The Hubble Telescope took spectacular images of Twin Jet Nebula, showing how majestic and chaotic the outer space can be. The stardust forms a beautiful shimmering butterfly which is projected in the space while a tremendous amount of energy and mass interacts to create the PN M2-9, the formal name of the Nebula.
The Twin Jet Nebula consists on a system of two stars, where the biggest one which is in the middle of the phenomenon started to collapse, causing the dying star to shed its outer layers. The orbit of the collapsing star along with the dwarf companion takes the ejecting gas into a violent environment, blasting out two corkscrewing jets forming the butterfly’s wings. The complete butterfly-like shape is likely produced by the movement between the two stars orbiting their common center of mass, according to NASA.
The European Agency describes them as “violent twin jets streaming out into space, at speeds in excess of 1 million kilometers per hour”

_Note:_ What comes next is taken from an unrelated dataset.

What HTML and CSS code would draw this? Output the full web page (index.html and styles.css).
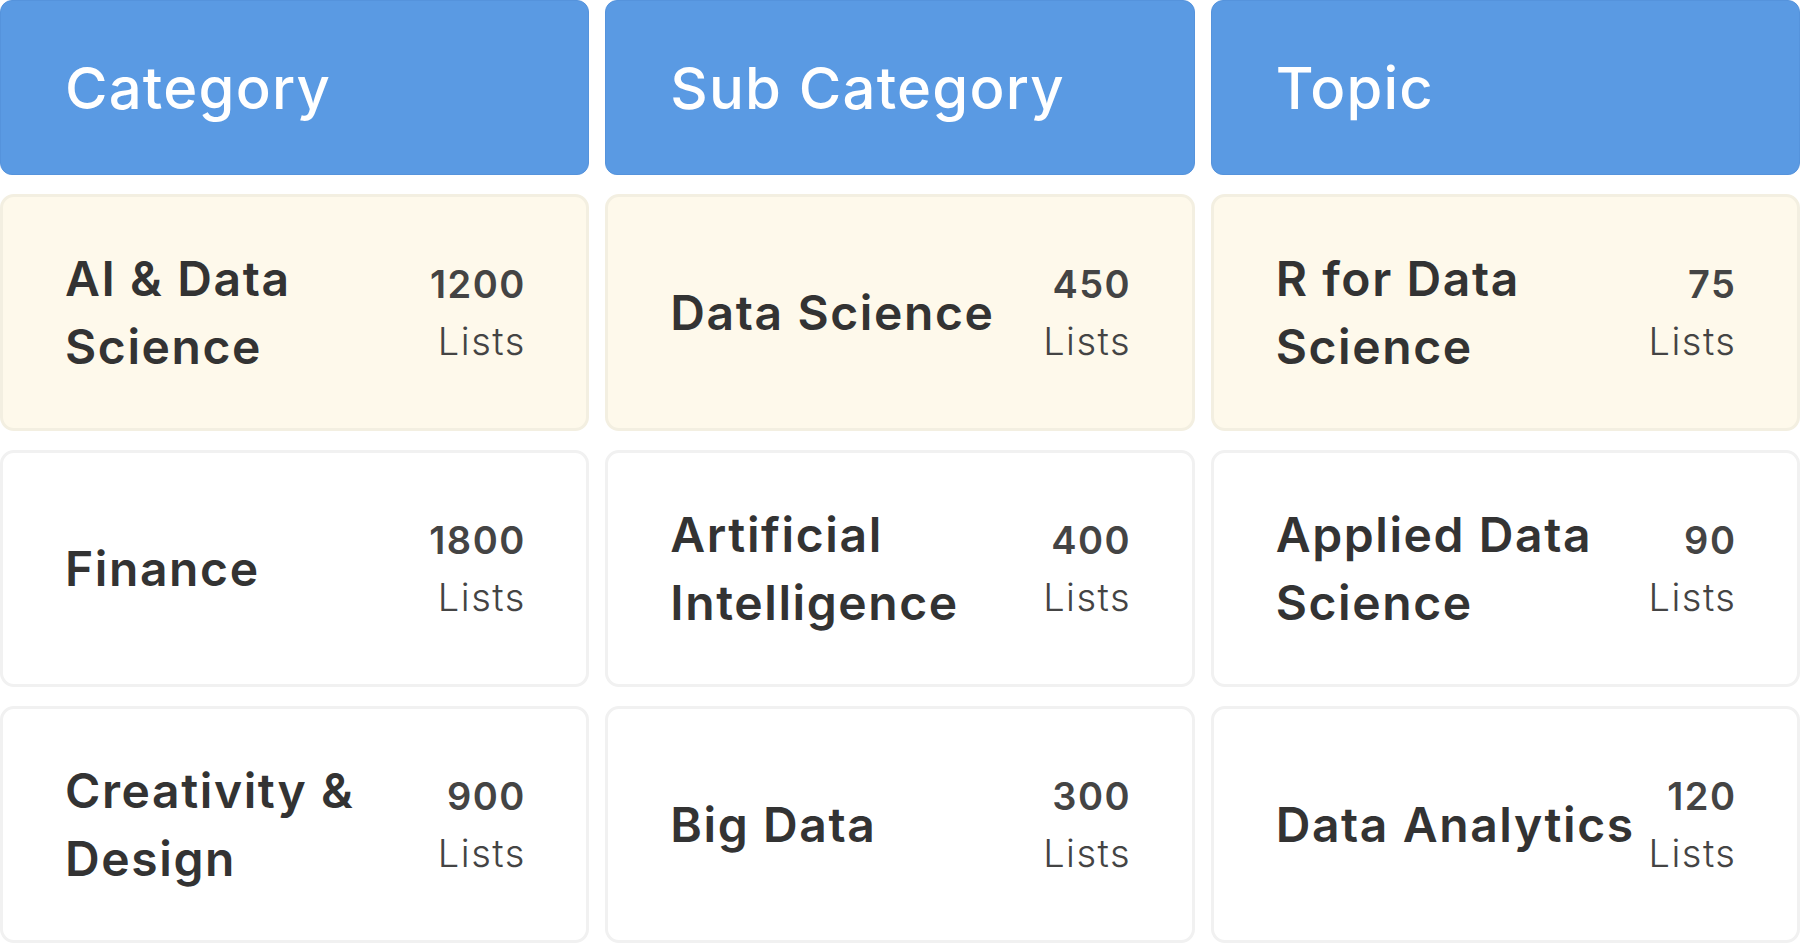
FILE: index.html
```html
<!DOCTYPE html>
<html lang="en">
<head>
    <meta charset="UTF-8">
    <meta name="viewport" content="width=device-width, initial-scale=1.0">
    <title>Browse Lists</title>
    <link rel="stylesheet" href="styles.css">
</head>
<body>
    <div class="board">
        <div class="col-head">Category</div>
        <div class="col-head">Sub Category</div>
        <div class="col-head">Topic</div>

        <div class="item selected">
            <div class="item-name">AI &amp; Data Science</div>
            <div class="item-count"><span class="num">1200</span><span class="unit">Lists</span></div>
        </div>
        <div class="item selected">
            <div class="item-name">Data Science</div>
            <div class="item-count"><span class="num">450</span><span class="unit">Lists</span></div>
        </div>
        <div class="item selected">
            <div class="item-name">R for Data Science</div>
            <div class="item-count"><span class="num">75</span><span class="unit">Lists</span></div>
        </div>

        <div class="item">
            <div class="item-name">Finance</div>
            <div class="item-count"><span class="num">1800</span><span class="unit">Lists</span></div>
        </div>
        <div class="item">
            <div class="item-name">Artificial Intelligence</div>
            <div class="item-count"><span class="num">400</span><span class="unit">Lists</span></div>
        </div>
        <div class="item">
            <div class="item-name">Applied Data Science</div>
            <div class="item-count"><span class="num">90</span><span class="unit">Lists</span></div>
        </div>

        <div class="item">
            <div class="item-name">Creativity &amp; Design</div>
            <div class="item-count"><span class="num">900</span><span class="unit">Lists</span></div>
        </div>
        <div class="item">
            <div class="item-name">Big Data</div>
            <div class="item-count"><span class="num">300</span><span class="unit">Lists</span></div>
        </div>
        <div class="item">
            <div class="item-name">Data Analytics</div>
            <div class="item-count"><span class="num">120</span><span class="unit">Lists</span></div>
        </div>
    </div>
</body>
</html>
```

FILE: styles.css
```css
body {
    margin: 0;
    background: #ffffff;
    font-family: Inter, "Open Sans", sans-serif;
    color: #333333;
}
.board {
    display: grid;
    grid-template-columns: repeat(3, 1fr);
    grid-template-rows: 175px repeat(3, 237px);
    column-gap: 16px;
    row-gap: 19px;
}
.col-head {
    display: flex;
    align-items: center;
    padding: 0 64px;
    background-color: #5a9ae3;
    border: 1px solid #5593dc;
    border-radius: 12px;
    color: #ffffff;
    font-size: 58px;
    font-weight: 500;
    letter-spacing: 1.2px;
}
.item {
    display: flex;
    align-items: center;
    gap: 10px;
    padding: 0 62px;
    background-color: #ffffff;
    border: 3px solid #f1f1f1;
    border-radius: 14px;
}
.item.selected {
    background-color: #fef9eb;
    border-color: #f3efe1;
}
.item-name {
    flex: 1;
    font-size: 48px;
    font-weight: 600;
    line-height: 68px;
    letter-spacing: 1.6px;
    color: #333333;
}
.item-count {
    display: flex;
    flex-direction: column;
    align-items: flex-end;
    margin-right: -1.5px;
    line-height: 57px;
    font-size: 38px;
    letter-spacing: 1.5px;
    color: #444444;
}
.item-count .num {
    font-weight: 600;
}
.item-count .unit {
    font-weight: 300;
}
```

Who discovered this interstellar show?
This isn’t the first time that the Twin Jets have been spotted. Rudolph Minkowski, a German-American astronomer discovered the phenomenon in 1947, which named it PN (Planetary Nebula) M2-9, which stands for Minkowski 2-9. It is located about 2,100 light-years away from Earth in the direction of the constellation Ophiuchus. This bipolar nebula takes the peculiar form of twin lobes of material that emanate from a central star.
Given the expansions of the so called wings of the butterfly, experts made estimations about the age of the Nebula. They concluded that the Twin Jets are 1200 years old and continues to grow as the stars spins around each other at pace of once every 100 years, 100 times longer than the earth spinning around the sun.